Olhando para espetáculos marcantes que programou, Carinhas destaca o cruzamento de autores que foi promovendo, como em “Casas Pardas”, a partir do livro de Maria Velho da Costa, com dramaturgia de Luísa Costa Gomes, ou “Exatamente Antunes”, trabalho de Jacinto Lucas Pires baseado no romance “Nome de Guerra”, de Almada Negreiros.

Outro dos destaques foi a encenação, em conjunto com Fernando Mora Ramos, de “O Fim das Possibilidades”, uma estreia mundial de uma peça do francês Jean-Pierre Sarrazac, um “privilégio” e também um exemplo da “mais valia dos textos originais, uma coisa muito extraordinária”, bem como do trabalho de edição “absolutamente indispensável” para chegar a um público que não tivesse podido assistir aos espetáculos originais.

O trabalho intergeracional “também foi muito interessante”, até porque o teatro combina “pulsões” e saltos de qualidade que acontecem com a troca geracional, em vez de “estrangular o exercício do teatro” numa só geração, antes abrindo-o a uma ideia de “pulsão do mundo”.

Entre as principais frustrações está o facto de o TNSJ não ter, ainda, um núcleo residente de atores, algo a que a casa “aspira sempre, e vai continuar a ser um desígnio chegar lá”.

“É um dos desígnios que não conseguimos cumprir.

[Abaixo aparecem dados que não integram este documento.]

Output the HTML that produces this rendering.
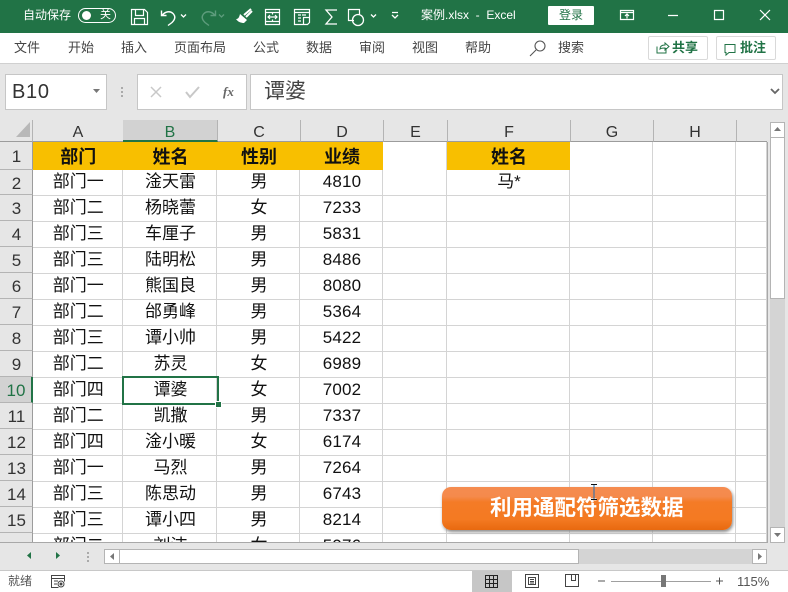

Os tempos não ajudaram a isso, mas é fundamental que o mais breve possível se possa fazer. (...) É absolutamente fundamental, porque com um núcleo residente estamos a convocar várias gerações, e a aprendizagem do teatro faz-se muito por esse cruzamento”, apontou.

A falta de um núcleo de atores dificultou a internacionalização e circulação de peças, comentou, como a sua encenação de “Os Últimos Dias da Humanidade”, de Karl Kraus, um ‘épico’ que junta três partes em várias horas de espetáculo, mas também a “manutenção de um reportório vivo” e a possibilidade de um elenco “florescer” a partir do contacto e diálogo permanente com o encenador.

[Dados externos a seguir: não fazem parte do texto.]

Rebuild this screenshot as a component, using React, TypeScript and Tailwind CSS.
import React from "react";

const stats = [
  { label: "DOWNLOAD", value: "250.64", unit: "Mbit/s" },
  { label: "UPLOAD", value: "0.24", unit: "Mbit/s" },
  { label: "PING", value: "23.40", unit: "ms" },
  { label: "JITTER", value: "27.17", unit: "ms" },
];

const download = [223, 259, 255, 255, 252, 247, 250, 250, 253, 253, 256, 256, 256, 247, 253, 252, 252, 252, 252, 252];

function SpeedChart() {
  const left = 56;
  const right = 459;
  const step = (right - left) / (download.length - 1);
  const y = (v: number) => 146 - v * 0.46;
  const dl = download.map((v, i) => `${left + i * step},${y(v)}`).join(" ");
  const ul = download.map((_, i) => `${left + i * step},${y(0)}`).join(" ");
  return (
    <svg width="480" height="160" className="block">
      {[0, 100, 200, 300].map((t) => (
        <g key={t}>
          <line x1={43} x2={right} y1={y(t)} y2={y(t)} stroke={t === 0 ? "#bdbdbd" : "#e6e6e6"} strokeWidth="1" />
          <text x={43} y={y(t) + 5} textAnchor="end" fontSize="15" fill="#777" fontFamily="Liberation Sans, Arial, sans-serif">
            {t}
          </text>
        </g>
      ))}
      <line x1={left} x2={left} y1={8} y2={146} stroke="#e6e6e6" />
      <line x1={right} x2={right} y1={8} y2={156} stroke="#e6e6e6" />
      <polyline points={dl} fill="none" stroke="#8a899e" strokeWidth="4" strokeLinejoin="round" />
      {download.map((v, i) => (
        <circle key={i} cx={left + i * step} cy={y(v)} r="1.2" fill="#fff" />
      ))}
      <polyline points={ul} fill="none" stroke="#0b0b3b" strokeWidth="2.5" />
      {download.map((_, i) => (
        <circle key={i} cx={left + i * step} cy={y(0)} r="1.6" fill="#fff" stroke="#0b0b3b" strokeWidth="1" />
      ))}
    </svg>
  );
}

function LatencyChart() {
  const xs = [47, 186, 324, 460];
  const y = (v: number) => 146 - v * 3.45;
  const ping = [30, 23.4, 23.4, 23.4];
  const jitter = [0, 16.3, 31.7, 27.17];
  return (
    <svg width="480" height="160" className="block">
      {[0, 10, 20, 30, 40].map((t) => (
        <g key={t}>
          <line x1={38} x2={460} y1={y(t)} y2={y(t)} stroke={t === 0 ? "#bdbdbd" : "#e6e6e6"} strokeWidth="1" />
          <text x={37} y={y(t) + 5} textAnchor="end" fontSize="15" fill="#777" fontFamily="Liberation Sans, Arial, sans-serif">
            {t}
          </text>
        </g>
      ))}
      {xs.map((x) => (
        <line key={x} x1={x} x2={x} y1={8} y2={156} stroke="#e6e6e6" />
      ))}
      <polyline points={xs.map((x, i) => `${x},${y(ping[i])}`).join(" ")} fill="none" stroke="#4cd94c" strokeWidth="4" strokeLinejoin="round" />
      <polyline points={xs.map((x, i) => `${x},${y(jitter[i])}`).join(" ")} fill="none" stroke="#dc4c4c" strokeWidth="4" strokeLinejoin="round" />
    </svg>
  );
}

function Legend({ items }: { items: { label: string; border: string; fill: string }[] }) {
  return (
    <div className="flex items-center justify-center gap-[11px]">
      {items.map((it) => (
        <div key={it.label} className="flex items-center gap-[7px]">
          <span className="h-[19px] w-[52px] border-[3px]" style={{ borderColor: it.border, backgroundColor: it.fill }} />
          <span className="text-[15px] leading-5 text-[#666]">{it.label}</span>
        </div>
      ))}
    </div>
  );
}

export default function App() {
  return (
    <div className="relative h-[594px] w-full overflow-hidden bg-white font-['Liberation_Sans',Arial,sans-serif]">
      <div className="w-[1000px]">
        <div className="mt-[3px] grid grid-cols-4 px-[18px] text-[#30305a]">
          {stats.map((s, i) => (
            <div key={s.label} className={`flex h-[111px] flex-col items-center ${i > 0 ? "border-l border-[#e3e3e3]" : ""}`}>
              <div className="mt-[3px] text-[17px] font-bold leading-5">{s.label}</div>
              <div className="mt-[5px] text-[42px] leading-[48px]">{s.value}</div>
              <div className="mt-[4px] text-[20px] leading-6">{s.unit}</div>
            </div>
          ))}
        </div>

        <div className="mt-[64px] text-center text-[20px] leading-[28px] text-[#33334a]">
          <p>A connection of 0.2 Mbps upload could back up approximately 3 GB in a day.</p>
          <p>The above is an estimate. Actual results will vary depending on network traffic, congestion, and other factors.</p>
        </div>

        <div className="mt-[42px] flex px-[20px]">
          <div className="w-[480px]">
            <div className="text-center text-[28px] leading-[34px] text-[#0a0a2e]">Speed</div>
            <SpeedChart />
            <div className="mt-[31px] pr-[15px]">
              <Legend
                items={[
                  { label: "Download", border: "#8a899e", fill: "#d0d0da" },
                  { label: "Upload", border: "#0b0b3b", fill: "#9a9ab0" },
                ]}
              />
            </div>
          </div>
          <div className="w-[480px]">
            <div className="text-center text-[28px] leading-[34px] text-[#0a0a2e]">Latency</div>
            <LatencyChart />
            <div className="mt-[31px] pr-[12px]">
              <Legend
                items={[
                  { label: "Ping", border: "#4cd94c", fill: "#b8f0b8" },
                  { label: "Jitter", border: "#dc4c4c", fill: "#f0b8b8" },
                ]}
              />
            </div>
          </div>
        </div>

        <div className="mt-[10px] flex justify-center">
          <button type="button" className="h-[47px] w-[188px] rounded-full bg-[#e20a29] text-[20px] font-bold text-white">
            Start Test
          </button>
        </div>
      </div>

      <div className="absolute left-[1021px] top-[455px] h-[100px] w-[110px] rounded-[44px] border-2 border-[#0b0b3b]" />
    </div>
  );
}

Outros momentos marcantes para Carinhas, enquanto diretor artístico desde 2009, passam pela “coprodução com a Cornucópia, especial porque foi a única neste período”, a partir de Pier Paolo Pasolini, mas também a peça russa “Guerra”, trabalhos com Peter Brook, com a Companhia Pina Bausch, num “importante momento histórico de pós-Bausch”, ou “Júlia, João e Cristina”, dos búlgaros Teatro-Laboratório Sfumato, sendo que o teatro internacional, considerou Carinhas, foi outra das “lacunas” dos últimos anos da sua direção.

“Acho que todos os espetáculos mereceram a minha atenção e o meu agradecimento aos fazedores, sempre muito empenhados e obcecados com as suas construções”, atirou o encenador, que tem atualmente em cena “Otelo”, de Shakespeare.

Nascido em Lisboa, em 1954, o pintor, cenógrafo, figurinista e encenador chegou ao TNSJ em março de 2009, depois de ter estudado pintura na Escola Superior de Belas Artes de Lisboa e ter trabalhado em produções do próprio teatro nacional, bem como de outras companhias.

No São João, encenou, ainda antes de chegar à direção artística, “O Grande Teatro do Mundo”, de Calderón de la Barca, em 1996, “O Tio Vânia”, de Tchékhov, em 2005, “Beiras”, três textos de Gil Vicente, em 2007, e, entre outros textos, “Tambores na Noite”, de Bertolt Brecht, no momento em que assumiu a direção artística.

Antes, colaborou com companhias como a Cão Solteiro, a ASSéDIO ou o Ensemble, assim como com instituições como o Teatro Nacional de São Carlos e o Teatro Nacional D. Maria II, o Chapitô ou a Fundação Calouste Gulbenkian.

Em 1976, foi um dos sócios fundadores de A Barraca.